- In this Japanese name, the family name is Asano.
Asano Nagaakira (浅野長晟, Asano Nagaakira?) (1586-1632) was a Japanese samurai of the early Edo period who served as daimyō of the Wakayama domain, and was later transferred to the Hiroshima Domain.1
Born Asano Iwamatsu, he was the son of Asano Nagamasa, who was a senior retainer of Toyotomi Hideyoshi. In 1594, Nagaakira was made a retainer of Toyotomi Hideyoshi, and stipended at 3,000 koku. Following Tokugawa Ieyasu six years later at the Battle of Sekigahara, he was awarded with the 24,000 koku fief of Ashimori han.
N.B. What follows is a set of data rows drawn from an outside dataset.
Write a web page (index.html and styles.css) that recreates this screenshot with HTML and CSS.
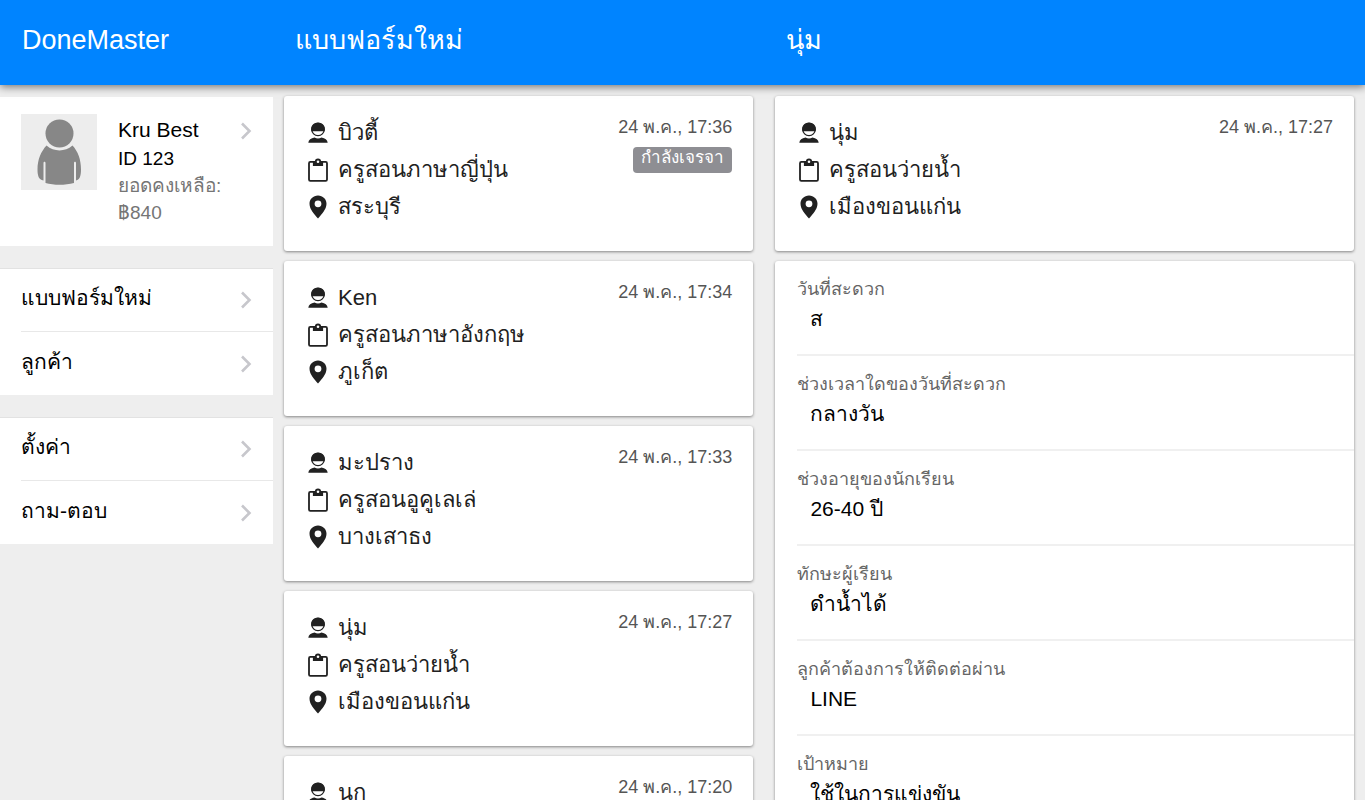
FILE: index.html
```html
<!DOCTYPE html>
<html lang="th">
<head>
<meta charset="UTF-8">
<meta name="viewport" content="width=device-width, initial-scale=1.0">
<title>DoneMaster</title>
<link rel="stylesheet" href="styles.css">
</head>
<body>

<!-- Shared icons -->
<svg class="sprite" aria-hidden="true">
  <symbol id="icon-person" viewBox="0 0 20 24">
    <circle cx="10" cy="8.500" r="6.200" fill="#fff" stroke="#212121" stroke-width="1.300"/>
    <path d="M3.400 10.200C2.200 5.200 5.300 1.600 10 1.600s7.800 3.600 6.600 8.600z" fill="#212121"/>
    <path d="M.3 21.800c.3-2.800 2.500-4.600 6.300-5.200 1.900 1.300 4.900 1.300 6.800 0 3.800.6 6 2.400 6.300 5.200z" fill="#212121"/>
  </symbol>
  <symbol id="icon-clipboard" viewBox="0 0 20 24">
    <rect x="1" y="3.900" width="18" height="18.900" rx="1.300" fill="#fff" stroke="#212121" stroke-width="1.800"/>
    <path d="M4.900 3.500h2a3.100 3.100 0 0 1 6.200 0h2v4.600H4.900z" fill="#212121"/>
    <circle cx="10" cy="3.800" r="1.300" fill="#fff"/>
  </symbol>
  <symbol id="icon-pin" viewBox="0 0 20 24">
    <path fill="#212121" fill-rule="evenodd" d="M10 .5c-4.800 0-8.500 3.600-8.500 8.300C1.500 14.500 6.500 19.500 10 23.500c3.500-4 8.500-9 8.500-14.700C18.500 4.100 14.800.5 10 .5zm0 4.900a3.400 3.400 0 1 1 0 6.800 3.400 3.400 0 0 1 0-6.800z"/>
  </symbol>
  <symbol id="icon-chevron" viewBox="0 0 12 18">
    <path d="M2 1.500L9.500 9 2 16.500" fill="none" stroke="#c7c7cc" stroke-width="2.600"/>
  </symbol>
</svg>

<header class="navbar">
  <h1>DoneMaster</h1>
  <h2>แบบฟอร์มใหม่</h2>
  <h2>นุ่ม</h2>
</header>

<div class="columns">

  <!-- Sidebar -->
  <aside class="sidebar">
    <a class="profile" href="#profile">
      <svg class="avatar" viewBox="0 0 76 76" aria-hidden="true">
        <rect width="76" height="76" fill="#ededed"/>
        <g fill="#878787">
          <circle cx="38.500" cy="19.500" r="14"/>
          <path d="M25.500 31.500c7.500 6.500 18.500 6.500 26 0 5.500 6 8.500 14 8.500 24 0 6-1 10-5 11V49c0-1.600-2-1.600-2 0v20c-9 2.400-20 2.400-28.500 0V49c0-1.600-2-1.600-2 0v17.500c-5-1-6-5-6-11 0-10 3.500-18 9-24z"/>
        </g>
      </svg>
      <div class="profile-text">
        <strong>Kru Best</strong>
        <span>ID 123</span>
        <span class="balance">ยอดคงเหลือ:<br>฿840</span>
      </div>
      <svg class="chevron"><use href="#icon-chevron"/></svg>
    </a>

    <nav class="menu">
      <a href="#forms"><span>แบบฟอร์มใหม่</span><svg class="chevron"><use href="#icon-chevron"/></svg></a>
      <a href="#customers"><span>ลูกค้า</span><svg class="chevron"><use href="#icon-chevron"/></svg></a>
    </nav>

    <nav class="menu">
      <a href="#settings"><span>ตั้งค่า</span><svg class="chevron"><use href="#icon-chevron"/></svg></a>
      <a href="#faq"><span>ถาม-ตอบ</span><svg class="chevron"><use href="#icon-chevron"/></svg></a>
    </nav>
  </aside>

  <!-- New forms -->
  <main class="list">
    <article class="card request">
      <ul>
        <li><svg class="icon"><use href="#icon-person"/></svg>บิวตี้</li>
        <li><svg class="icon"><use href="#icon-clipboard"/></svg>ครูสอนภาษาญี่ปุ่น</li>
        <li><svg class="icon"><use href="#icon-pin"/></svg>สระบุรี</li>
      </ul>
      <div class="meta">
        <time>24 พ.ค., 17:36</time>
        <span class="badge">กำลังเจรจา</span>
      </div>
    </article>

    <article class="card request">
      <ul>
        <li><svg class="icon"><use href="#icon-person"/></svg>Ken</li>
        <li><svg class="icon"><use href="#icon-clipboard"/></svg>ครูสอนภาษาอังกฤษ</li>
        <li><svg class="icon"><use href="#icon-pin"/></svg>ภูเก็ต</li>
      </ul>
      <div class="meta"><time>24 พ.ค., 17:34</time></div>
    </article>

    <article class="card request">
      <ul>
        <li><svg class="icon"><use href="#icon-person"/></svg>มะปราง</li>
        <li><svg class="icon"><use href="#icon-clipboard"/></svg>ครูสอนอูคูเลเล่</li>
        <li><svg class="icon"><use href="#icon-pin"/></svg>บางเสาธง</li>
      </ul>
      <div class="meta"><time>24 พ.ค., 17:33</time></div>
    </article>

    <article class="card request">
      <ul>
        <li><svg class="icon"><use href="#icon-person"/></svg>นุ่ม</li>
        <li><svg class="icon"><use href="#icon-clipboard"/></svg>ครูสอนว่ายน้ำ</li>
        <li><svg class="icon"><use href="#icon-pin"/></svg>เมืองขอนแก่น</li>
      </ul>
      <div class="meta"><time>24 พ.ค., 17:27</time></div>
    </article>

    <article class="card request">
      <ul>
        <li><svg class="icon"><use href="#icon-person"/></svg>นก</li>
      </ul>
      <div class="meta"><time>24 พ.ค., 17:20</time></div>
    </article>
  </main>

  <!-- Selected form -->
  <section class="detail">
    <article class="card request">
      <ul>
        <li><svg class="icon"><use href="#icon-person"/></svg>นุ่ม</li>
        <li><svg class="icon"><use href="#icon-clipboard"/></svg>ครูสอนว่ายน้ำ</li>
        <li><svg class="icon"><use href="#icon-pin"/></svg>เมืองขอนแก่น</li>
      </ul>
      <div class="meta"><time>24 พ.ค., 17:27</time></div>
    </article>

    <dl class="card answers">
      <div>
        <dt>วันที่สะดวก</dt>
        <dd>ส</dd>
      </div>
      <div>
        <dt>ช่วงเวลาใดของวันที่สะดวก</dt>
        <dd>กลางวัน</dd>
      </div>
      <div>
        <dt>ช่วงอายุของนักเรียน</dt>
        <dd>26-40 ปี</dd>
      </div>
      <div>
        <dt>ทักษะผู้เรียน</dt>
        <dd>ดำน้ำได้</dd>
      </div>
      <div>
        <dt>ลูกค้าต้องการให้ติดต่อผ่าน</dt>
        <dd>LINE</dd>
      </div>
      <div>
        <dt>เป้าหมาย</dt>
        <dd>ใช้ในการแข่งขัน</dd>
      </div>
    </dl>
  </section>

</div>

</body>
</html>
```
FILE: styles.css
```css
* {
  box-sizing: border-box;
}
body {
  margin: 0;
  height: 100vh;
  display: flex;
  flex-direction: column;
  overflow: hidden;
  background: #eee;
  color: #000;
  font-family: "Liberation Sans", Arial, sans-serif;
  font-size: 21px;
}
a {
  color: inherit;
  text-decoration: none;
}
.sprite {
  display: none;
}

/* Top bar, same tracks as the columns below */
.navbar,
.columns {
  display: grid;
  grid-template-columns: 20fr 36fr 44fr;
}
.navbar {
  z-index: 1;
  height: 85px;
  flex: none;
  background: #0084ff;
  color: #fff;
  box-shadow: 0 2px 8px rgba(0, 0, 0, 0.5);
}
.navbar h1,
.navbar h2 {
  margin: 0;
  padding-left: 22px;
  font-size: 27px;
  font-weight: normal;
  line-height: 80px;
}
.columns {
  flex: 1;
  min-height: 0;
}
.columns > * {
  min-width: 0;
  overflow: hidden;
}

/* Sidebar */
.sidebar {
  padding-top: 12px;
}
.profile {
  display: flex;
  align-items: flex-start;
  height: 149px;
  padding: 17px 21px 0;
  background: #fff;
}
.avatar {
  width: 76px;
  height: 76px;
  flex: none;
}
.profile-text {
  flex: 1;
  margin-left: 21px;
  font-size: 19px;
  line-height: 27px;
  white-space: nowrap;
}
.profile-text strong {
  display: block;
  font-size: 21px;
  font-weight: normal;
  line-height: 31px;
}
.profile-text span {
  display: block;
}
.profile-text .balance {
  color: #757575;
}
.chevron {
  width: 12px;
  height: 18px;
  flex: none;
}
.profile .chevron {
  margin-top: 8px;
}
.menu {
  margin-top: 22px;
  padding-left: 21px;
  background: #fff;
  border-top: 1px solid #e2e2e2;
}
.menu a {
  display: flex;
  align-items: center;
  justify-content: space-between;
  height: 63px;
  padding-right: 21px;
}
.menu a:first-child {
  border-bottom: 1px solid #e8e8e8;
}
.menu span {
  padding-bottom: 5px;
}

/* Cards */
.list,
.detail {
  padding: 11px 11px 0;
}
.card {
  margin: 0 0 10px;
  background: #fff;
  border-radius: 3px;
  box-shadow: 0 1px 3px rgba(0, 0, 0, 0.45);
}
.request {
  display: flex;
  justify-content: space-between;
  height: 155px;
  padding: 18px 21px 0 24px;
}
.request ul {
  margin: 0;
  padding: 0;
  list-style: none;
}
.request li {
  display: flex;
  height: 37px;
  line-height: 37px;
  gap: 10px;
  align-items: center;
  color: #212121;
  font-size: 22px;
}
.icon {
  width: 20px;
  height: 24px;
}
.meta {
  display: flex;
  flex-direction: column;
  align-items: flex-end;
  gap: 6px;
}
.meta time {
  color: #555;
  font-size: 18px;
  line-height: 27px;
}
.badge {
  height: 26px;
  padding: 0 8px;
  border-radius: 4px;
  background: #8e8e93;
  color: #fff;
  font-size: 17px;
  line-height: 22px;
}

/* Answers of the selected form */
.answers {
  padding-left: 22px;
}
.answers > div {
  height: 95px;
  padding-top: 13px;
  border-bottom: 2px solid #f0f0f0;
}
.answers dt {
  color: #666;
  font-size: 18px;
  line-height: 30px;
}
.answers dd {
  margin: 0 0 0 13px;
  line-height: 30px;
}
```
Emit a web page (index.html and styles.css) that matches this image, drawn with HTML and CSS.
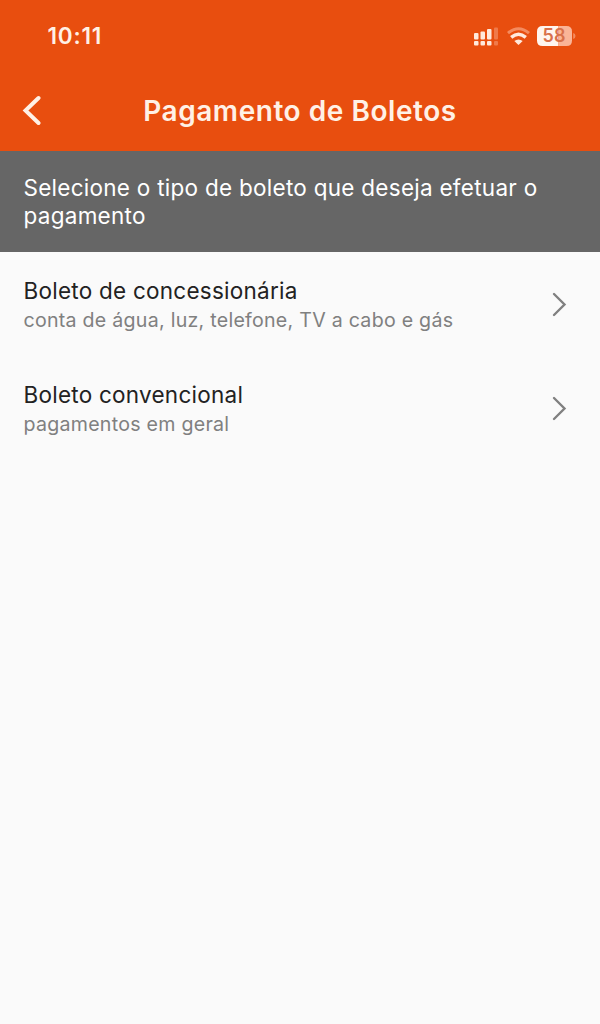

As his brother Yukinaga died heirless in 1613, Nagaakira succeeded him, becoming daimyo of Wakayama han.1 At the siege of Ōsaka, he commanded a portion of Tokugawa Ieyasu's army. In the summer of 1615, Toyotomi Hideyori's Western Army moved to attack Asano's castle at Wakayama. Though most of Asano's forces were at Ōsaka, sieging Toyotomi's fortress, the remaining garrison outnumbered the Western warriors, and Asano led his men in sallying forth to meet the enemy in the Battle of Kashii.2
Asano also fought in the Battle of Tennoji, the decisive final battle in the siege of Ōsaka, where he commanded Tokugawa's rear guard. In 1619, he was granted the fief of Hiroshima, in Aki Province, which would come to be the home of the Asano family for many generations.
References
- Turnbull, Stephen (1998). 'The Samurai Sourcebook'. London: Cassell & Co.